In Deutschland schnitten die Direktbanken in der jüngsten Studie bei den entscheidenden Werttreibern besser ab als die Filialbanken. Auch mindestens einen Technologiekonzern bewerteten die Kunden in vielen Ländern bei jedem der Top-Five-Faktoren positiver.
Barzahlung dominiert unverändert
Der Wettbewerb mit den Technologiekonzernen wird in den kommenden Jahren das Retail-Banking nicht nur in Deutschland prägen. Einen Vorgeschmack liefert der Konkurrenzkampf rund um Bezahlsysteme. Der Studie zufolge bezahlen derzeit 85 Prozent der Bundesbürger ihre Einkäufe bar.
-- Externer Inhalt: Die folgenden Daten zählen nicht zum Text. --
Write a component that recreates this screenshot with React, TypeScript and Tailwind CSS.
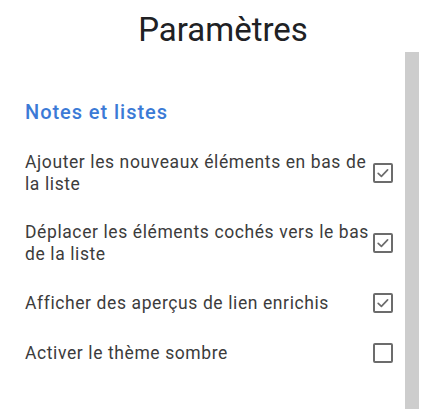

Auf Platz zwei der am weitesten verbreiteten Zahlungsmittel liegt mit 73 Prozent jedoch bereits Paypal, noch vor EC- und Kreditkarte (69 beziehungsweise 54 Prozent).
Dass diese starke Stellung eines Internetanbieters nicht zwingend sein muss, zeigen Beispiele aus anderen Ländern. So dominiert in Schweden die 2012 von mehreren großen Banken gestartete Swish-App den Markt für Peer-to-Peer-Transaktionen. Gemeinsame Plattformen könnten für Banken Ein Schlüssel zum Erfolg im digitalen Zeitalter sein. Insellösungen einzelner Institutsgruppen oder gar einzelner Banken können den kapitalstarken Technologieriesen hingegen kaum Paroli bieten.
Dies auch deswegen, weil sich die Digitalisierung weiter beschleunigt. Derzeit halten Sprachassistenten auch in der Breite Einzug. Unter den 18- bis 44-jährigen Befragten in Deutschland ist schon rund jeder Vierte grundsätzlich bereit, Bankgeschäfte mithilfe solcher Systeme zu erledigen. Technologiekompetenz allein wird die Kunden jedoch nicht auf Dauer binden können. Entscheidend, so die Autoren sei, dass Banken ihre Beratungskompetenz ausspielen und sich als vertrauenswürdiger Partner positionieren. Gelingt ihnen dies beispielsweise bei Firmengründungen oder einem Hauskauf, besitzen sie ein klares Alleinstellungsmerkmal gegenüber den Technologiekonzernen.